8. Project sponsorship – The level of project sponsorship is often the difference between project success and failure. Strong sponsorship at an appropriately high level cannot be underestimated and is a prerequisite for all Six Sigma projects.
9. Project alignment – Does the project align with corporate strategic objectives? If not, the likelihood of the project not getting appropriately funded and resourced increases (assuming it even gets the green light to proceed).
10. Project timeline – Can the project be completed within a reasonably short time period? A good benchmark to use in most Six Sigma projects is completion in six months. If the project cannot be successfully completed within six months, the chances of it being a viable DMAIC project diminish.
11. Probability of implementation – Practitioners should consider the probability of actually implementing a solution to the problem (assuming a correct solution will be identified), taking into account the level of acceptance or resistance by the organization or department. High cultural or organizational resistance means the probability of implementation is low. Probability of implementation also will be influenced by other factors, such as competing initiatives, significant organizational changes or changes in strategic objectives.
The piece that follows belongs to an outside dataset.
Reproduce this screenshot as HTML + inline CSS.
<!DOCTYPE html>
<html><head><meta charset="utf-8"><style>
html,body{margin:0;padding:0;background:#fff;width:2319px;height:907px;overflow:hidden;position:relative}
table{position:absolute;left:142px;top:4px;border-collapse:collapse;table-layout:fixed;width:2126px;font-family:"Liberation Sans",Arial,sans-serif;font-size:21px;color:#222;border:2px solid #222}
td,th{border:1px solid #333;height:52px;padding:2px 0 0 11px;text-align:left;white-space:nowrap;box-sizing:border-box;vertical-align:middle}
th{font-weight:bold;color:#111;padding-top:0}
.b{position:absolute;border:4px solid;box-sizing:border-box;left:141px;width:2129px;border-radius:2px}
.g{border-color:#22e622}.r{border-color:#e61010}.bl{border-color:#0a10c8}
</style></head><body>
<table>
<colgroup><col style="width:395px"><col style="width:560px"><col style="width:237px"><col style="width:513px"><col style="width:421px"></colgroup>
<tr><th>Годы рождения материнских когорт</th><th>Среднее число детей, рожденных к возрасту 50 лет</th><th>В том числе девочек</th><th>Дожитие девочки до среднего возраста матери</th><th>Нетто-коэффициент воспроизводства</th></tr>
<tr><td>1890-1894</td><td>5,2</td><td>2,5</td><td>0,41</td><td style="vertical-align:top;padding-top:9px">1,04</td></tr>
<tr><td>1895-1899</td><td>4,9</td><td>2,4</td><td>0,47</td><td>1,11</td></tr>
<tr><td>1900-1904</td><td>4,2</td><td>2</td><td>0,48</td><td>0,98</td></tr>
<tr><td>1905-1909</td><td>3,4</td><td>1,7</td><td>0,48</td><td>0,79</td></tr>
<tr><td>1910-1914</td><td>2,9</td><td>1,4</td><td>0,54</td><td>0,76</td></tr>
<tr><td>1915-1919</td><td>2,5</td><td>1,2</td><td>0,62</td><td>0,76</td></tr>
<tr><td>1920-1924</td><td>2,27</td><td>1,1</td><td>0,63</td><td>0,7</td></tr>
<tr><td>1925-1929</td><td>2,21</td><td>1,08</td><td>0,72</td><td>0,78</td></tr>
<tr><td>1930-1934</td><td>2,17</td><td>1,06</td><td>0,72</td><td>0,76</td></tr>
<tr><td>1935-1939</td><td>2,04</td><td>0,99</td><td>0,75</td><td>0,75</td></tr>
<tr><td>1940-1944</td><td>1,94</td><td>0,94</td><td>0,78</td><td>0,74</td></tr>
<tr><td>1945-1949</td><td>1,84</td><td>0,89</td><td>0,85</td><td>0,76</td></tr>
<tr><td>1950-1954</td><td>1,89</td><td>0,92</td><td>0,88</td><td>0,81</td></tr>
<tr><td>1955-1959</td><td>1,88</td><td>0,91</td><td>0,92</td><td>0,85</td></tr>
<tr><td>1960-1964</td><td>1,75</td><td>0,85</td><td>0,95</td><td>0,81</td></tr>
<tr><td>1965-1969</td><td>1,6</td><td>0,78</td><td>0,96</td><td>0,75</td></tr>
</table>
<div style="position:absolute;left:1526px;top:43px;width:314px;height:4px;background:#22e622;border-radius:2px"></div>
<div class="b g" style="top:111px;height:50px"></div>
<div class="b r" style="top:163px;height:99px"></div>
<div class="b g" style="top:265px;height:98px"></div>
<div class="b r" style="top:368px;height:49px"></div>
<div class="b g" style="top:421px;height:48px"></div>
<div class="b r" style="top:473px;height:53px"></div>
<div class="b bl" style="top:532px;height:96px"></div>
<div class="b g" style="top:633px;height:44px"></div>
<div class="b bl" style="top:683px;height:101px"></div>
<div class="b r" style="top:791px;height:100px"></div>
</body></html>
12. Investment – Will the costs to fix the problem likely include large cash outlays or capital investment? If so, the odds of meeting the requirements of a good Six Sigma process improvement project diminish because gaining the investment may be difficult.
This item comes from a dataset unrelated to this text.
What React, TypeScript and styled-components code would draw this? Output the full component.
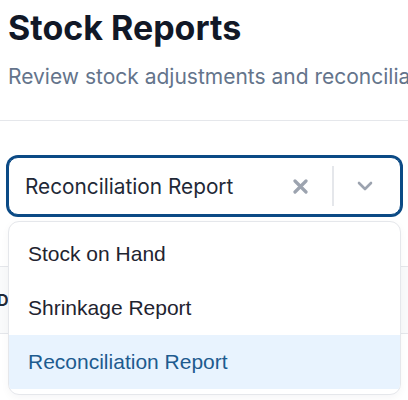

13. Team availability – This takes into account the amount of time key team members have to support this project, especially if they are also responsible for other day-to-day functions. Dedicated Green Belts and Black Belts are essential to keep the project moving forward.
14. Controllability of inputs – Although this may not be uncovered until at least some data has been collected, practitioners should make an assessment as to whether there are likely to be sufficient inputs (i.e., contributors to the output to be improved) that are both measurable and controllable. If there is little or no control over the inputs to the process, achieving the project objectives becomes daunting.
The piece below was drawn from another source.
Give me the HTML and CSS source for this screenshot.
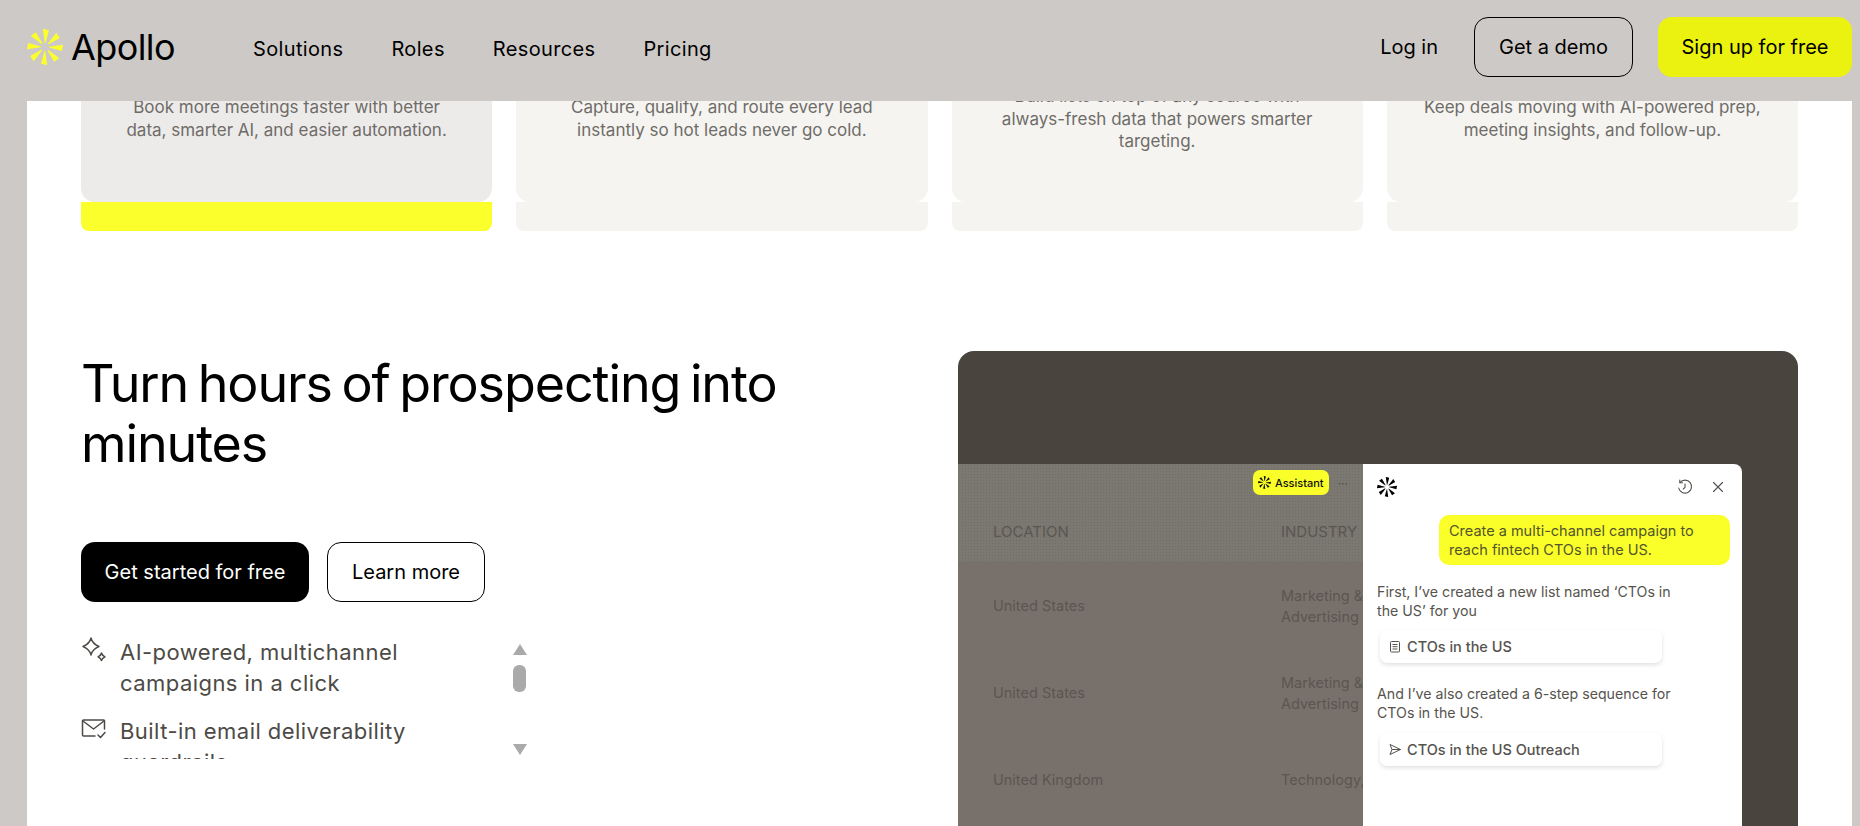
FILE: index.html
```html
<!DOCTYPE html>
<html lang="en">
<head>
    <meta charset="UTF-8">
    <meta name="viewport" content="width=device-width, initial-scale=1.0">
    <title>Apollo</title>
    <link rel="stylesheet" href="styles.css">
</head>
<body>
    <svg class="defs" width="0" height="0">
        <defs>
            <symbol id="spark" viewBox="-18 -18 36 36">
                <g id="spokes">
                    <polygon points="-0.4,-4 0.4,-4 3.400,-17 -2.800,-18" transform="rotate(2)"/>
                    <polygon points="-0.4,-4 0.4,-4 3.400,-17 -2.800,-18" transform="rotate(47)"/>
                    <polygon points="-0.4,-4 0.4,-4 3.400,-17 -2.800,-18" transform="rotate(92)"/>
                    <polygon points="-0.4,-4 0.4,-4 3.400,-17 -2.800,-18" transform="rotate(137)"/>
                    <polygon points="-0.4,-4 0.4,-4 3.400,-17 -2.800,-18" transform="rotate(182)"/>
                    <polygon points="-0.4,-4 0.4,-4 3.400,-17 -2.800,-18" transform="rotate(227)"/>
                    <polygon points="-0.4,-4 0.4,-4 3.400,-17 -2.800,-18" transform="rotate(272)"/>
                    <polygon points="-0.4,-4 0.4,-4 3.400,-17 -2.800,-18" transform="rotate(317)"/>
                </g>
            </symbol>
        </defs>
    </svg>

    <header class="site-header">
        <a class="brand" href="#">
            <svg class="brand-mark" width="36" height="36"><use href="#spark"/></svg>
            <span>Apollo</span>
        </a>
        <nav class="main-nav">
            <a href="#">Solutions</a>
            <a href="#">Roles</a>
            <a href="#">Resources</a>
            <a href="#">Pricing</a>
        </nav>
        <div class="header-actions">
            <a class="login" href="#">Log in</a>
            <a class="btn btn-ghost" href="#">Get a demo</a>
            <a class="btn btn-signup" href="#">Sign up for free</a>
        </div>
    </header>

    <main class="page">
        <div class="cards">
            <div class="card active">
                <div class="card-body"><p>Book more meetings faster with better data, smarter AI, and easier automation.</p></div>
                <div class="card-bar"></div>
            </div>
            <div class="card">
                <div class="card-body"><p>Capture, qualify, and route every lead instantly so hot leads never go cold.</p></div>
                <div class="card-bar"></div>
            </div>
            <div class="card">
                <div class="card-body"><p>Build lists on top of any source with always-fresh data that powers smarter targeting.</p></div>
                <div class="card-bar"></div>
            </div>
            <div class="card">
                <div class="card-body"><p>Keep deals moving with AI-powered prep, meeting insights, and follow-up.</p></div>
                <div class="card-bar"></div>
            </div>
        </div>

        <section class="feature">
            <div class="feature-copy">
                <h1>Turn hours of prospecting into minutes</h1>
                <div class="cta-row">
                    <a class="btn btn-dark" href="#">Get started for free</a>
                    <a class="btn btn-outline" href="#">Learn more</a>
                </div>
                <div class="points-wrap">
                    <ul class="points">
                        <li>
                            <svg width="26" height="26" viewBox="0 0 26 26" fill="none" stroke="#4d4a45" stroke-width="1.400" stroke-linejoin="round">
                                <path d="M10 1c1 4.300 3.200 6.500 8 8.500-4.800 2-7 4.200-8 8.500-1-4.300-3.200-6.500-8-8.500 4.800-2 7-4.200 8-8.500z"/>
                                <path d="M20.500 16c.4 1.900 1.300 2.800 3.500 3.800-2.200 1-3.100 1.900-3.500 3.800-.4-1.900-1.300-2.800-3.500-3.800 2.200-1 3.100-1.900 3.500-3.800z"/>
                            </svg>
                            <span>AI-powered, multichannel campaigns in a click</span>
                        </li>
                        <li>
                            <svg width="26" height="26" viewBox="0 0 26 26" fill="none" stroke="#4d4a45" stroke-width="1.500" stroke-linejoin="round" stroke-linecap="round">
                                <path d="M14 20H2.500a1 1 0 0 1-1-1V5a1 1 0 0 1 1-1h20a1 1 0 0 1 1 1v8"/>
                                <path d="M2 5l10.500 8L23 5"/>
                                <path d="M17 19l2.500 2.500 4.500-5"/>
                            </svg>
                            <span>Built-in email deliverability guardrails</span>
                        </li>
                    </ul>
                    <div class="scroller">
                        <span class="arrow-up"></span>
                        <span class="thumb"></span>
                        <span class="arrow-down"></span>
                    </div>
                </div>
            </div>

            <div class="preview">
                <div class="app">
                    <div class="app-table">
                        <div class="table-top">
                            <div class="toolbar">
                                <span class="pill"><svg width="13" height="13"><use href="#spark"/></svg>Assistant</span>
                                <span class="more">···</span>
                            </div>
                            <div class="row head">
                                <span>LOCATION</span>
                                <span>INDUSTRY</span>
                            </div>
                        </div>
                        <div class="row">
                            <span>United States</span>
                            <span>Marketing &amp;<br>Advertising</span>
                        </div>
                        <div class="row">
                            <span>United States</span>
                            <span>Marketing &amp;<br>Advertising</span>
                        </div>
                        <div class="row">
                            <span>United Kingdom</span>
                            <span>Technology, Information</span>
                        </div>
                    </div>
                    <aside class="chat">
                        <div class="chat-head">
                            <svg class="chat-logo" width="20" height="20"><use href="#spark"/></svg>
                            <svg width="16" height="16" viewBox="0 0 16 16" fill="none" stroke="#55524d" stroke-width="1.100" stroke-linecap="round" stroke-linejoin="round">
                                <path d="M3 3.500A6.500 6.500 0 1 1 1.700 9"/>
                                <path d="M2.800 1v2.800h2.800"/>
                                <path d="M8 5v3.400L6.300 10"/>
                            </svg>
                            <svg class="chat-close" width="12" height="12" viewBox="0 0 12 12" fill="none" stroke="#55524d" stroke-width="1.100" stroke-linecap="round">
                                <path d="M1.500 1.500l9 9M10.500 1.500l-9 9"/>
                            </svg>
                        </div>
                        <div class="bubble">Create a multi-channel campaign to reach fintech CTOs in the US.</div>
                        <p class="reply">First, I’ve created a new list named ‘CTOs in the US’ for you</p>
                        <div class="chip">
                            <svg width="12" height="13" viewBox="0 0 12 13" fill="none" stroke="#55524d" stroke-width="1">
                                <rect x="1.500" y="1.500" width="9" height="10.500" rx="1"/>
                                <path d="M3.500 4.500h5M3.500 6.700h5M3.500 9h5"/>
                            </svg>
                            CTOs in the US
                        </div>
                        <p class="reply second">And I’ve also created a 6-step sequence for CTOs in the US.</p>
                        <div class="chip">
                            <svg width="12" height="13" viewBox="0 0 12 13" fill="none" stroke="#55524d" stroke-width="1" stroke-linejoin="round">
                                <path d="M1 1.500l10.500 5-10.500 5 2-5-2-5zM3 6.500h8.500"/>
                            </svg>
                            CTOs in the US Outreach
                        </div>
                    </aside>
                </div>
            </div>
        </section>
    </main>
</body>
</html>
```

FILE: styles.css
```css
* {
    box-sizing: border-box;
}
html, body {
    height: 826px;
    overflow: hidden;
}
body {
    margin: 0;
    background: #cdc9c6;
    font-family: Inter, "Liberation Sans", sans-serif;
    color: #000;
}
a {
    color: inherit;
    text-decoration: none;
}
.defs {
    display: block;
    height: 0;
}

/* top bar sits over the scrolled page */
.site-header {
    position: fixed;
    top: 0;
    left: 0;
    right: 0;
    z-index: 5;
    height: 101px;
    background: #cdc9c6;
    display: flex;
    align-items: center;
    padding: 0 8px 4px 27px;
}
.brand {
    display: flex;
    align-items: center;
    gap: 8px;
    font-size: 36px;
    letter-spacing: -0.600px;
    width: 226px;
    margin-top: -3px;
}
.brand span {
    margin-top: -1px;
}
.brand-mark {
    fill: #fbff2b;
}
.main-nav {
    display: flex;
    gap: 48px;
    font-size: 20px;
    letter-spacing: 0.350px;
}
.header-actions {
    margin-left: auto;
    display: flex;
    align-items: center;
    gap: 25px;
    font-size: 20px;
    margin-top: -4px;
}
.btn {
    display: flex;
    align-items: center;
    justify-content: center;
    height: 60px;
    border-radius: 14px;
    font-size: 20px;
}
.btn-ghost {
    width: 159px;
    border: 1px solid #000;
}
.btn-signup {
    width: 194px;
    background: #ecf20f;
}
.login {
    margin-right: 11px;
}

.page {
    margin: 0 8px 0 27px;
    height: 826px;
    overflow: hidden;
    background: #fff;
    padding: 0 54px;
}

.cards {
    display: grid;
    grid-template-columns: repeat(4, 1fr);
    gap: 24px;
}
.card-body {
    height: 202px;
    padding: 36px 36px 0;
    background: #f5f4f1;
    border-radius: 0 0 14px 14px;
    display: flex;
    align-items: center;
    text-align: center;
}
.card-body p {
    margin: 0;
    width: 100%;
    font-size: 17px;
    line-height: 22.700px;
    color: #6f6c68;
}
.card-bar {
    height: 29px;
    background: #f5f4f1;
    border-radius: 0 0 8px 8px;
}
.card.active .card-body {
    background: #ecebea;
}
.card.active .card-bar {
    background: #fbff2b;
}

.feature {
    margin-top: 120px;
    display: grid;
    grid-template-columns: 1fr 840px;
}
.feature-copy h1 {
    margin: 3px 0 0;
    width: 700px;
    font-size: 52px;
    line-height: 60px;
    font-weight: 400;
    letter-spacing: -1.100px;
    word-spacing: -4px;
}
.cta-row {
    display: flex;
    gap: 18px;
    margin-top: 68px;
}
.btn-dark {
    width: 228px;
    background: #000;
    color: #fff;
}
.btn-outline {
    width: 158px;
    border: 1px solid #000;
}
.points-wrap {
    display: flex;
    margin-top: 27px;
    height: 130px;
}
.points {
    list-style: none;
    margin: 0;
    padding: 8px 0 0;
    width: 432px;
    overflow: hidden;
}
.points li {
    display: flex;
    gap: 13px;
    margin-bottom: 17px;
    font-size: 22px;
    line-height: 31px;
    letter-spacing: 0.450px;
    color: #4d4a45;
}
.points svg {
    flex: none;
}
.points span {
    width: 300px;
}
.scroller {
    width: 13px;
    display: flex;
    flex-direction: column;
    align-items: center;
    padding-top: 15px;
}
.arrow-up {
    border: 7px solid transparent;
    border-top: 0;
    border-bottom: 11px solid #aaa;
}
.thumb {
    width: 13px;
    height: 27px;
    margin-top: 10px;
    border-radius: 6px;
    background: #aaa;
}
.arrow-down {
    margin-top: 52px;
    border: 7px solid transparent;
    border-bottom: 0;
    border-top: 11px solid #aaa;
}

.preview {
    height: 560px;
    background: #49443d;
    border-radius: 16px;
    padding: 113px 56px 0 0;
    overflow: hidden;
}
.app {
    display: flex;
    height: 100%;
    overflow: hidden;
    border-radius: 0 8px 0 0;
}
.app-table {
    width: 405px;
    background: #78716b;
    color: #5a5650;
    font-size: 14.500px;
    overflow: hidden;
}
.table-top {
    height: 98px;
    background-color: #7a7871;
    background-image: radial-gradient(#6f6d66 0.6px, transparent 0.7px);
    background-size: 3px 3px;
}
.toolbar {
    height: 36px;
    padding-top: 7px;
    display: flex;
    justify-content: flex-end;
    align-items: flex-start;
    gap: 9px;
    padding-right: 15px;
}
.pill {
    display: flex;
    align-items: center;
    gap: 4px;
    height: 25px;
    padding: 0 5px;
    margin-top: -1px;
    border-radius: 7px;
    background: #faff2a;
    color: #111;
    font-size: 11px;
    font-weight: 500;
    fill: #111;
}
.more {
    font-size: 12px;
    line-height: 25px;
    color: #4f4b46;
}
.row {
    display: grid;
    grid-template-columns: 288px 200px;
    align-items: center;
    height: 87px;
    padding-left: 35px;
    line-height: 21px;
    white-space: nowrap;
}
.row.head {
    height: 63px;
    font-size: 15px;
}
.chat {
    width: 379px;
    background: #fff;
    padding: 0 12px 0 14px;
    display: flex;
    flex-direction: column;
    color: #56534e;
    font-size: 14.200px;
}
.chat-head {
    height: 46px;
    margin-bottom: 5px;
    display: flex;
    align-items: center;
    gap: 19px;
    justify-content: flex-end;
    padding-right: 6px;
}
.chat-logo {
    margin-right: auto;
    fill: #000;
}
.bubble {
    align-self: flex-end;
    width: 291px;
    height: 50px;
    padding: 6px 10px;
    font-size: 14.500px;
    line-height: 19px;
    background: #faff2a;
    border-radius: 10px;
    color: #54552a;
}
.reply {
    margin: 18px 0 10px;
    line-height: 18.700px;
    width: 310px;
}
.reply.second {
    margin-top: 22px;
}
.chip {
    margin-left: 3px;
    width: 282px;
    height: 33px;
    display: flex;
    align-items: center;
    gap: 6px;
    padding-left: 9px;
    border-radius: 7px;
    font-weight: 500;
    font-size: 14.500px;
    box-shadow: 0 2px 4px rgba(0, 0, 0, 0.12);
}
```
15. Process redesign – Because these criteria are designed to limit project options to those that can be improved through DMAIC, project viability is low if the process being examined cannot be improved much further without redesigning it.
Creating the Project Viability Matrix
Now that the 15 criteria are clear, it is possible to create the project viability matrix, illustrated in the table below. Note the “weighting” column next to each of the criteria. Practitioners should use this column to establish the relative importance of each of the criteria (the weighting scale ranges from 1 = least important to 5 = most important). After assigning a weight to each of the criteria, practitioners should give an answer to each question about the project (1 = definitely no and a 5 = definitely yes).
Finding the Weighted Scores
Now it is possible to determine the individual weighted scores, as well as the total score. To find the individual weighted scores:
- Divide each weighting by 3 (e.g., a weight of 3 = 1, a weight of 4 = 4/3 or 1.3, etc.).
- In each individual rating column, the X marking = 1
- Multiply each X marking by its weighting (e.g., 1 x 1.3 = 1.3).
- Find the sum of all X marks for each rating column.
To find the total score:
- Multiply each weighted score by its rating (e.g., 5.3 x 2 = 10.6), and sum these products.
- Divide the sum of the products by the sum of the weighted scores (in this case, 45.4 / 16 = 2.8 ). This number is the total score.
What the Total Score Means
The total score will fall into one of three possible categories:
- Less than 2.0 – The project is not a viable DMAIC project; it may be better to use another approach.
- 2.0 – 3.0 – This is a possible DMAIC project; it will require further validation.
- Greater than 3.0 – This is a viable DMAIC project.
Some questions to which the answer is a “definite no” will automatically disqualify the project from being a DMAIC project, regardless of the overall score. For example, if the project has a known solution, no Champion support or requires a redesign, using another approach to solve the problem may be best.